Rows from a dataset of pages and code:

____________

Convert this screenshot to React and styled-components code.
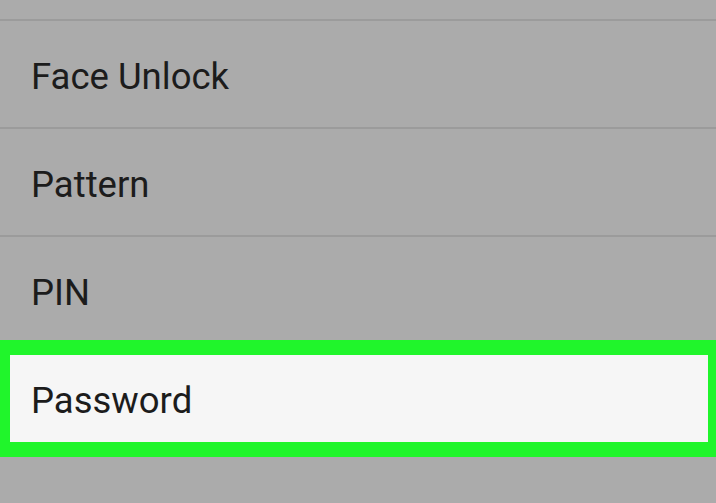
import React from "react";
import styled, { createGlobalStyle } from "styled-components";

const GlobalStyle = createGlobalStyle`
  html, body {
    margin: 0;
    padding: 0;
    background: #ababab;
    overflow: hidden;
  }
`;

const Screen = styled.div`
  width: 716px;
  height: 503px;
  background: #ababab;
  padding-top: 19px;
  box-sizing: border-box;
  display: flex;
  flex-direction: column;
  font-family: Roboto, "Liberation Sans", sans-serif;
`;

const Row = styled.div`
  height: 108px;
  box-sizing: border-box;
  border-top: 2px solid #9b9b9b;
  display: flex;
  align-items: center;
  padding-left: 31px;
  padding-top: 4px;
  font-size: 36.5px;
  color: #1c1c1c;
`;

const Highlight = styled(Row)`
  margin-top: -3px;
  height: 117px;
  border-style: solid;
  border-color: #20f52b;
  border-width: 15px 8px 15px 10px;
  background: #f6f6f6;
  padding-left: 21px;
  padding-top: 3px;
`;

const options = ["Face Unlock", "Pattern", "PIN"];

const App = () => {
  return (
    <>
      <GlobalStyle />
      <Screen>
        {options.map((label) => (
          <Row key={label}>{label}</Row>
        ))}
        <Highlight>Password</Highlight>
      </Screen>
    </>
  );
};

export default App;
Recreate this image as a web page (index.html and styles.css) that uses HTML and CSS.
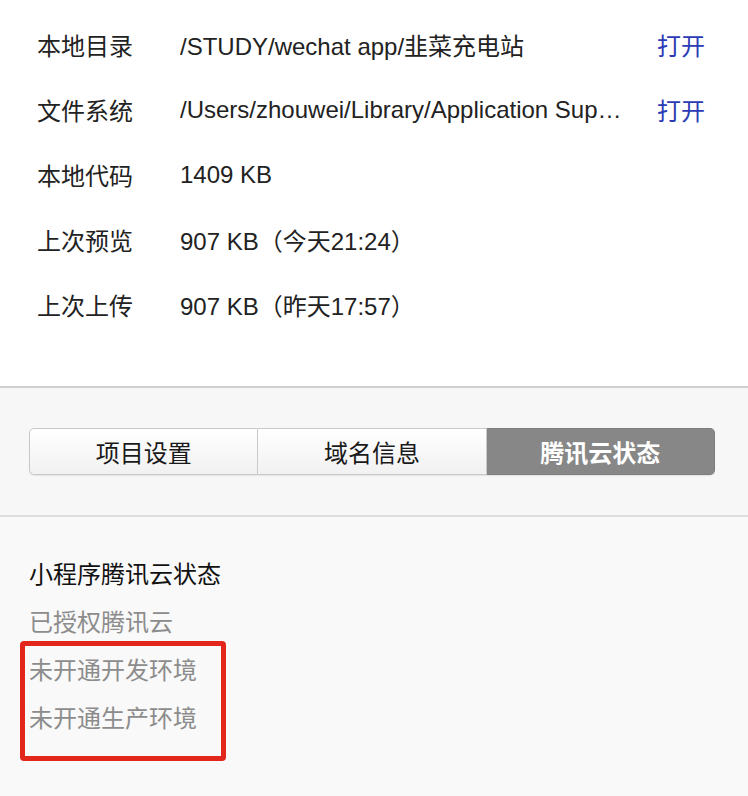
FILE: index.html
```html
<!DOCTYPE html>
<html lang="zh-CN">
<head>
<meta charset="utf-8">
<title>项目信息</title>
<link rel="stylesheet" href="styles.css">
</head>
<body>
<section class="info">
  <div class="row"><span class="label">本地目录</span><span class="value">/STUDY/wechat app/韭菜充电站</span><a class="link">打开</a></div>
  <div class="row"><span class="label">文件系统</span><span class="value">/Users/zhouwei/Library/Application Sup…</span><a class="link">打开</a></div>
  <div class="row"><span class="label">本地代码</span><span class="value">1409 KB</span></div>
  <div class="row"><span class="label">上次预览</span><span class="value">907 KB（今天21:24）</span></div>
  <div class="row"><span class="label">上次上传</span><span class="value">907 KB（昨天17:57）</span></div>
</section>
<section class="tabs-bar">
  <div class="segmented">
    <div class="seg">项目设置</div>
    <div class="seg">域名信息</div>
    <div class="seg active">腾讯云状态</div>
  </div>
</section>
<section class="status">
  <div class="status-list">
    <div class="status-title">小程序腾讯云状态</div>
    <div class="status-item">已授权腾讯云</div>
    <div class="status-item">未开通开发环境</div>
    <div class="status-item">未开通生产环境</div>
    <div class="highlight"></div>
  </div>
</section>
</body>
</html>
```
FILE: styles.css
```css
html, body {
  margin: 0;
  padding: 0;
}
body {
  width: 748px;
  height: 796px;
  overflow: hidden;
  background: #f9f9f9;
  font-family: "Liberation Sans", "Noto Sans CJK SC", sans-serif;
  font-size: 24px;
  color: #222;
}
.info {
  background: #fff;
  padding: 12px 0 49px 0;
  border-bottom: 2px solid #cfcfcf;
}
.row {
  display: flex;
  align-items: center;
  height: 65px;
}
.label {
  width: 143px;
  padding-left: 37px;
  flex: none;
}
.value {
  width: 477px;
  flex: none;
  white-space: nowrap;
  overflow: hidden;
}
.link {
  color: #2a3bb5;
  cursor: pointer;
}
.tabs-bar {
  background: #f7f7f7;
  padding: 40px 33px 40px 29px;
  border-bottom: 2px solid #dedede;
}
.segmented {
  display: flex;
  height: 47px;
  border-radius: 5px;
  box-shadow: 0 1px 1px rgba(0,0,0,0.08);
}
.seg {
  flex: 1;
  display: flex;
  align-items: center;
  justify-content: center;
  background: linear-gradient(#ffffff, #f1f1f1);
  border: 1px solid #c9c9c9;
  border-left: none;
  color: #1a1a1a;
}
.seg:first-child {
  border-left: 1px solid #c9c9c9;
  border-radius: 5px 0 0 5px;
}
.seg.active {
  background: #878787;
  border-color: #7e7e7e;
  color: #fff;
  font-weight: bold;
  border-radius: 0 5px 5px 0;
}
.status {
  padding: 34px 0 0 29px;
}
.status-list {
  position: relative;
}
.status-title,
.status-item {
  line-height: 48px;
  height: 48px;
}
.status-title {
  color: #111;
}
.status-item {
  color: #8c8c8c;
}
.highlight {
  position: absolute;
  left: -9px;
  top: 90px;
  width: 196px;
  height: 110px;
  border: 5px solid #e3261c;
  border-radius: 4px;
}
```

____________

## [Objective]
Wherever a line in the data above holds "styled", copy that line.

## [Completed task]
Convert this screenshot to React and styled-components code.
import styled, { createGlobalStyle } from "styled-components";
const Screen = styled.div`
const Row = styled.div`
const Highlight = styled(Row)`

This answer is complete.